> _Exercise requirements_
All entries are to be quoted exactly; the images stay out of the copy.

[Begin]

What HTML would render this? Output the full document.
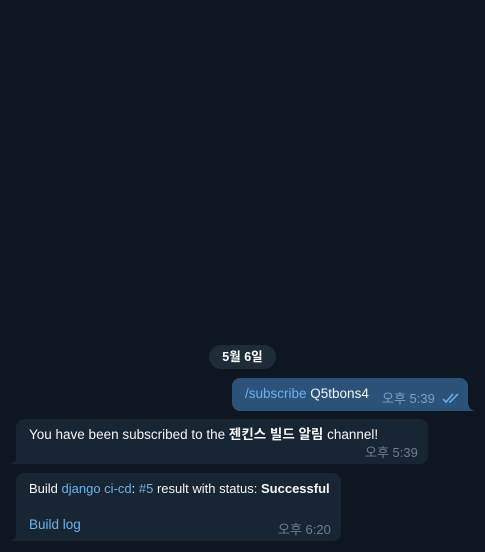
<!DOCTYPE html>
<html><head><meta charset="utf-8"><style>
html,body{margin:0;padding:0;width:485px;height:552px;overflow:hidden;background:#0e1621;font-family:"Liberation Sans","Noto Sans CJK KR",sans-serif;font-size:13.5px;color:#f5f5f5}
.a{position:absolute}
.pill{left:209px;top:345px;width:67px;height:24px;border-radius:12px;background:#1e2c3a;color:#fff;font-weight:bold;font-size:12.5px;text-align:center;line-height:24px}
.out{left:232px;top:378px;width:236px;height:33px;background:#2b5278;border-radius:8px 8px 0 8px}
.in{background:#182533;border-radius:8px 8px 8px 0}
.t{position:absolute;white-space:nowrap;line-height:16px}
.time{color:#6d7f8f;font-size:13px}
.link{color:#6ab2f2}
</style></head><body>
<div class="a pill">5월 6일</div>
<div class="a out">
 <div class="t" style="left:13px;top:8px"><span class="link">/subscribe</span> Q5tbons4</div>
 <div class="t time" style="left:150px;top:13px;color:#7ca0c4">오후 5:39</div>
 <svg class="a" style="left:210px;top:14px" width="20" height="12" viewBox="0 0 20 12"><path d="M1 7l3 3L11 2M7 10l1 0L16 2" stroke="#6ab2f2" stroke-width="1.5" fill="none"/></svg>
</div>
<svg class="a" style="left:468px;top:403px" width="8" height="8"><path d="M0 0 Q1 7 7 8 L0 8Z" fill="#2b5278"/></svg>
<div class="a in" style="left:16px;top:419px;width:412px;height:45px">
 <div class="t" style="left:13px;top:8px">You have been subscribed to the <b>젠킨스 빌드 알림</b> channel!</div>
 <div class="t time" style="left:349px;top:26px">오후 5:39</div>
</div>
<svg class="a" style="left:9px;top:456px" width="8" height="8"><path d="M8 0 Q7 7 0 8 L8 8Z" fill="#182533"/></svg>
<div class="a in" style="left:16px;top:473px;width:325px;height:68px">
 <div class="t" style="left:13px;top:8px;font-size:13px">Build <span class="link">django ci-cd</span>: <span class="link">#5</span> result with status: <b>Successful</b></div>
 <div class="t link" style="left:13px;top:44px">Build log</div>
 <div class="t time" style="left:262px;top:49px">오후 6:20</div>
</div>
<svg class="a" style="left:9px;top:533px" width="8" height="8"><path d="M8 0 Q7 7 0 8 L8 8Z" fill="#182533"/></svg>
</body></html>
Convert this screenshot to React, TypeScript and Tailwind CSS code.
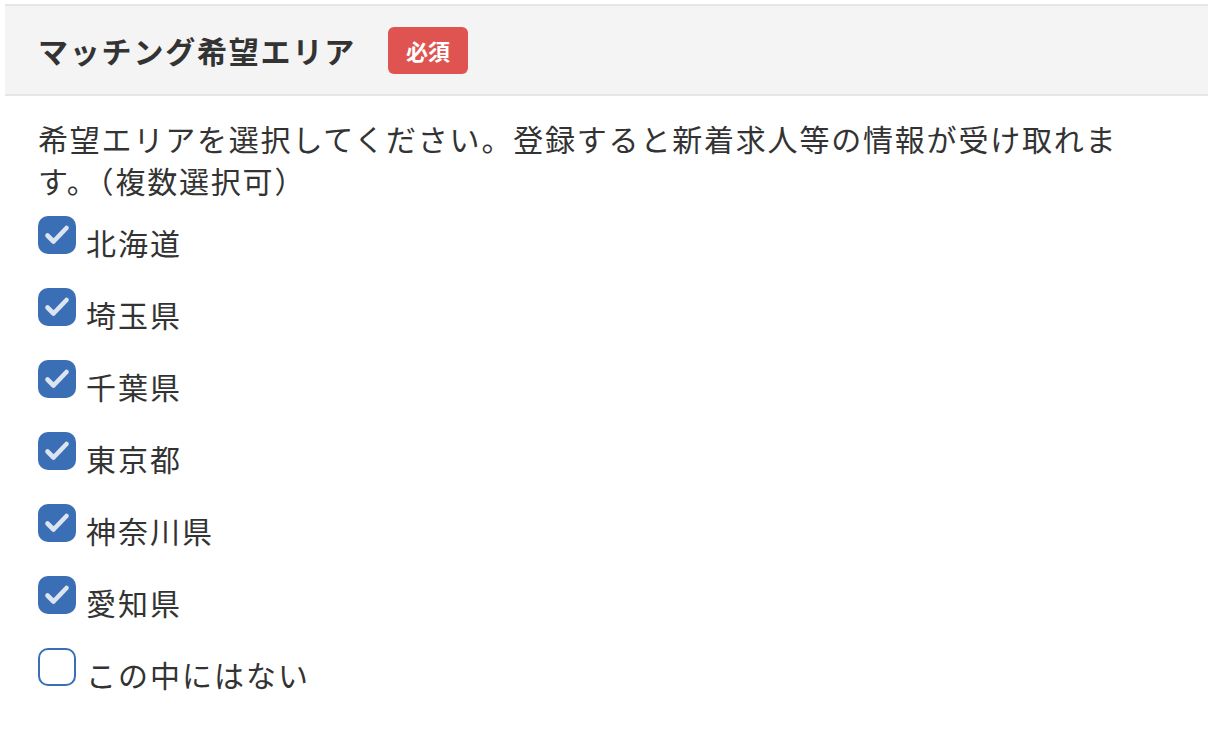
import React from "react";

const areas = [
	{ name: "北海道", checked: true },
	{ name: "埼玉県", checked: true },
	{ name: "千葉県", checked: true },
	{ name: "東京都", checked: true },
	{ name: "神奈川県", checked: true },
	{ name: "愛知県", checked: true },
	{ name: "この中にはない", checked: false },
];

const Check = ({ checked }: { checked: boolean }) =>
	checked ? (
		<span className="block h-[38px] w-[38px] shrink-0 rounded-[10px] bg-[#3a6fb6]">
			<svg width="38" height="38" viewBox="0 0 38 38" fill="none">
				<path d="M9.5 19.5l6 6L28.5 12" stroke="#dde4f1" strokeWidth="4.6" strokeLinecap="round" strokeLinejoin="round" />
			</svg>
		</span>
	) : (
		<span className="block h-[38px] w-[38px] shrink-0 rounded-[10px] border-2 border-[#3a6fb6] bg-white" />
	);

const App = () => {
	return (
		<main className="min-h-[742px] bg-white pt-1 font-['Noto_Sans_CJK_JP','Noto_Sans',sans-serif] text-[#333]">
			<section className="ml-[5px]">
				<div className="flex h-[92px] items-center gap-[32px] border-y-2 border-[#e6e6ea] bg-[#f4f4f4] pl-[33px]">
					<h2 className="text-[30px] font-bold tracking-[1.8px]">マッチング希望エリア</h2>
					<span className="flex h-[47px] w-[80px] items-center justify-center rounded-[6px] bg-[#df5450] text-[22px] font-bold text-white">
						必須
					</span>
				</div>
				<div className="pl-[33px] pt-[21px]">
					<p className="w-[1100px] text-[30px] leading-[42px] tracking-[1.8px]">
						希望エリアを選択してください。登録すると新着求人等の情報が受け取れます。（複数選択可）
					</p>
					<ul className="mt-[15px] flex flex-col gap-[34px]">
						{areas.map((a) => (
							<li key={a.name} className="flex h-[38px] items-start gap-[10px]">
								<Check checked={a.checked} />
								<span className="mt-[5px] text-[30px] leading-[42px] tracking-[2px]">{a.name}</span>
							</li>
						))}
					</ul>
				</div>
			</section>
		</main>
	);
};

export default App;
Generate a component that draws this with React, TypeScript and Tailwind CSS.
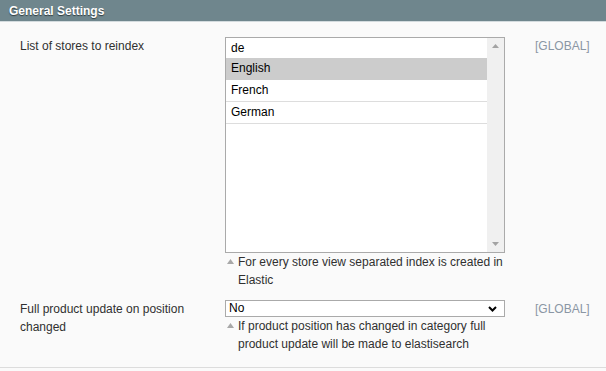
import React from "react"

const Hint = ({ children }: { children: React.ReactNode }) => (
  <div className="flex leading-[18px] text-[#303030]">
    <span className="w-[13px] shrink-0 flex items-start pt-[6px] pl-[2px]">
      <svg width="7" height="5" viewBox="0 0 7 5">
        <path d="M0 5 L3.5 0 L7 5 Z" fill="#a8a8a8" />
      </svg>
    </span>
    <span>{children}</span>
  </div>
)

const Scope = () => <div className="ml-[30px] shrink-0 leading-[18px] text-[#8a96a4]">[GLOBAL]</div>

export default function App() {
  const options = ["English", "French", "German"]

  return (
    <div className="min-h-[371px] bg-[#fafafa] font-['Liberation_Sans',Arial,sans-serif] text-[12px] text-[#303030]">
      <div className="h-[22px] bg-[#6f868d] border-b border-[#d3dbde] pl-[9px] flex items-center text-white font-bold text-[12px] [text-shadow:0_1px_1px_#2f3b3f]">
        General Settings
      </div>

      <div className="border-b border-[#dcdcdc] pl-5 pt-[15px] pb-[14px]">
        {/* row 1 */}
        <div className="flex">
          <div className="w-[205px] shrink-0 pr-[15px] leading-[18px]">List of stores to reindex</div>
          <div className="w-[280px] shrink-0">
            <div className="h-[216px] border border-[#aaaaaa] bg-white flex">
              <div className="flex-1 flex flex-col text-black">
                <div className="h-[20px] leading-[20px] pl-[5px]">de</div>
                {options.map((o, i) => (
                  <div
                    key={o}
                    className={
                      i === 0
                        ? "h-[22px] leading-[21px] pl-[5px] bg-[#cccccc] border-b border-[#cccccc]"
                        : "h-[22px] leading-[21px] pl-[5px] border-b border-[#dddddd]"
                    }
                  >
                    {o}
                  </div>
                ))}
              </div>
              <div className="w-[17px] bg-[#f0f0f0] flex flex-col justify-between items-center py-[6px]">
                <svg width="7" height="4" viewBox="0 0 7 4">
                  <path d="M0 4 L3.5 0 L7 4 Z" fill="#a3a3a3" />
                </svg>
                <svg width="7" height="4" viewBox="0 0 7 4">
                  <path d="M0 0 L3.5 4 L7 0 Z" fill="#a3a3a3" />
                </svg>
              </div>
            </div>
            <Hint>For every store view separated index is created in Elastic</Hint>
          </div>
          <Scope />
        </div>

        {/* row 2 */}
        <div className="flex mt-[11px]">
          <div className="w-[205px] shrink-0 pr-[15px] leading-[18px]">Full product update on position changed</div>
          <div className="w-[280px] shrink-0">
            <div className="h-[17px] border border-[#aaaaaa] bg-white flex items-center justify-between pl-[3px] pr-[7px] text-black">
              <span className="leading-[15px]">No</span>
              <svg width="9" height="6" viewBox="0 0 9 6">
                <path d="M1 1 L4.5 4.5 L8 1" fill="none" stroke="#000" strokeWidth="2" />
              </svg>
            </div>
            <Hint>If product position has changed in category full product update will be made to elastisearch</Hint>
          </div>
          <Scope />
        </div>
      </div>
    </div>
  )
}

[End]

> _Response_
What HTML would render this? Output the full document.
<!DOCTYPE html>
<html><head><meta charset="utf-8"><style>
html,body{margin:0;padding:0;width:485px;height:552px;overflow:hidden;background:#0e1621;font-family:"Liberation Sans","Noto Sans CJK KR",sans-serif;font-size:13.5px;color:#f5f5f5}
.a{position:absolute}
.pill{left:209px;top:345px;width:67px;height:24px;border-radius:12px;background:#1e2c3a;color:#fff;font-weight:bold;font-size:12.5px;text-align:center;line-height:24px}
.out{left:232px;top:378px;width:236px;height:33px;background:#2b5278;border-radius:8px 8px 0 8px}
.in{background:#182533;border-radius:8px 8px 8px 0}
.t{position:absolute;white-space:nowrap;line-height:16px}
.time{color:#6d7f8f;font-size:13px}
.link{color:#6ab2f2}
</style></head><body>
<div class="a pill">5월 6일</div>
<div class="a out">
 <div class="t" style="left:13px;top:8px"><span class="link">/subscribe</span> Q5tbons4</div>
 <div class="t time" style="left:150px;top:13px;color:#7ca0c4">오후 5:39</div>
 <svg class="a" style="left:210px;top:14px" width="20" height="12" viewBox="0 0 20 12"><path d="M1 7l3 3L11 2M7 10l1 0L16 2" stroke="#6ab2f2" stroke-width="1.5" fill="none"/></svg>
</div>
<svg class="a" style="left:468px;top:403px" width="8" height="8"><path d="M0 0 Q1 7 7 8 L0 8Z" fill="#2b5278"/></svg>
<div class="a in" style="left:16px;top:419px;width:412px;height:45px">
 <div class="t" style="left:13px;top:8px">You have been subscribed to the <b>젠킨스 빌드 알림</b> channel!</div>
 <div class="t time" style="left:349px;top:26px">오후 5:39</div>
</div>
<svg class="a" style="left:9px;top:456px" width="8" height="8"><path d="M8 0 Q7 7 0 8 L8 8Z" fill="#182533"/></svg>
<div class="a in" style="left:16px;top:473px;width:325px;height:68px">
 <div class="t" style="left:13px;top:8px;font-size:13px">Build <span class="link">django ci-cd</span>: <span class="link">#5</span> result with status: <b>Successful</b></div>
 <div class="t link" style="left:13px;top:44px">Build log</div>
 <div class="t time" style="left:262px;top:49px">오후 6:20</div>
</div>
<svg class="a" style="left:9px;top:533px" width="8" height="8"><path d="M8 0 Q7 7 0 8 L8 8Z" fill="#182533"/></svg>
</body></html>
Convert this screenshot to React, TypeScript and Tailwind CSS code.
import React from "react";

const areas = [
	{ name: "北海道", checked: true },
	{ name: "埼玉県", checked: true },
	{ name: "千葉県", checked: true },
	{ name: "東京都", checked: true },
	{ name: "神奈川県", checked: true },
	{ name: "愛知県", checked: true },
	{ name: "この中にはない", checked: false },
];

const Check = ({ checked }: { checked: boolean }) =>
	checked ? (
		<span className="block h-[38px] w-[38px] shrink-0 rounded-[10px] bg-[#3a6fb6]">
			<svg width="38" height="38" viewBox="0 0 38 38" fill="none">
				<path d="M9.5 19.5l6 6L28.5 12" stroke="#dde4f1" strokeWidth="4.6" strokeLinecap="round" strokeLinejoin="round" />
			</svg>
		</span>
	) : (
		<span className="block h-[38px] w-[38px] shrink-0 rounded-[10px] border-2 border-[#3a6fb6] bg-white" />
	);

const App = () => {
	return (
		<main className="min-h-[742px] bg-white pt-1 font-['Noto_Sans_CJK_JP','Noto_Sans',sans-serif] text-[#333]">
			<section className="ml-[5px]">
				<div className="flex h-[92px] items-center gap-[32px] border-y-2 border-[#e6e6ea] bg-[#f4f4f4] pl-[33px]">
					<h2 className="text-[30px] font-bold tracking-[1.8px]">マッチング希望エリア</h2>
					<span className="flex h-[47px] w-[80px] items-center justify-center rounded-[6px] bg-[#df5450] text-[22px] font-bold text-white">
						必須
					</span>
				</div>
				<div className="pl-[33px] pt-[21px]">
					<p className="w-[1100px] text-[30px] leading-[42px] tracking-[1.8px]">
						希望エリアを選択してください。登録すると新着求人等の情報が受け取れます。（複数選択可）
					</p>
					<ul className="mt-[15px] flex flex-col gap-[34px]">
						{areas.map((a) => (
							<li key={a.name} className="flex h-[38px] items-start gap-[10px]">
								<Check checked={a.checked} />
								<span className="mt-[5px] text-[30px] leading-[42px] tracking-[2px]">{a.name}</span>
							</li>
						))}
					</ul>
				</div>
			</section>
		</main>
	);
};

export default App;
Generate a component that draws this with React, TypeScript and Tailwind CSS.
import React from "react"

const Hint = ({ children }: { children: React.ReactNode }) => (
  <div className="flex leading-[18px] text-[#303030]">
    <span className="w-[13px] shrink-0 flex items-start pt-[6px] pl-[2px]">
      <svg width="7" height="5" viewBox="0 0 7 5">
        <path d="M0 5 L3.5 0 L7 5 Z" fill="#a8a8a8" />
      </svg>
    </span>
    <span>{children}</span>
  </div>
)

const Scope = () => <div className="ml-[30px] shrink-0 leading-[18px] text-[#8a96a4]">[GLOBAL]</div>

export default function App() {
  const options = ["English", "French", "German"]

  return (
    <div className="min-h-[371px] bg-[#fafafa] font-['Liberation_Sans',Arial,sans-serif] text-[12px] text-[#303030]">
      <div className="h-[22px] bg-[#6f868d] border-b border-[#d3dbde] pl-[9px] flex items-center text-white font-bold text-[12px] [text-shadow:0_1px_1px_#2f3b3f]">
        General Settings
      </div>

      <div className="border-b border-[#dcdcdc] pl-5 pt-[15px] pb-[14px]">
        {/* row 1 */}
        <div className="flex">
          <div className="w-[205px] shrink-0 pr-[15px] leading-[18px]">List of stores to reindex</div>
          <div className="w-[280px] shrink-0">
            <div className="h-[216px] border border-[#aaaaaa] bg-white flex">
              <div className="flex-1 flex flex-col text-black">
                <div className="h-[20px] leading-[20px] pl-[5px]">de</div>
                {options.map((o, i) => (
                  <div
                    key={o}
                    className={
                      i === 0
                        ? "h-[22px] leading-[21px] pl-[5px] bg-[#cccccc] border-b border-[#cccccc]"
                        : "h-[22px] leading-[21px] pl-[5px] border-b border-[#dddddd]"
                    }
                  >
                    {o}
                  </div>
                ))}
              </div>
              <div className="w-[17px] bg-[#f0f0f0] flex flex-col justify-between items-center py-[6px]">
                <svg width="7" height="4" viewBox="0 0 7 4">
                  <path d="M0 4 L3.5 0 L7 4 Z" fill="#a3a3a3" />
                </svg>
                <svg width="7" height="4" viewBox="0 0 7 4">
                  <path d="M0 0 L3.5 4 L7 0 Z" fill="#a3a3a3" />
                </svg>
              </div>
            </div>
            <Hint>For every store view separated index is created in Elastic</Hint>
          </div>
          <Scope />
        </div>

        {/* row 2 */}
        <div className="flex mt-[11px]">
          <div className="w-[205px] shrink-0 pr-[15px] leading-[18px]">Full product update on position changed</div>
          <div className="w-[280px] shrink-0">
            <div className="h-[17px] border border-[#aaaaaa] bg-white flex items-center justify-between pl-[3px] pr-[7px] text-black">
              <span className="leading-[15px]">No</span>
              <svg width="9" height="6" viewBox="0 0 9 6">
                <path d="M1 1 L4.5 4.5 L8 1" fill="none" stroke="#000" strokeWidth="2" />
              </svg>
            </div>
            <Hint>If product position has changed in category full product update will be made to elastisearch</Hint>
          </div>
          <Scope />
        </div>
      </div>
    </div>
  )
}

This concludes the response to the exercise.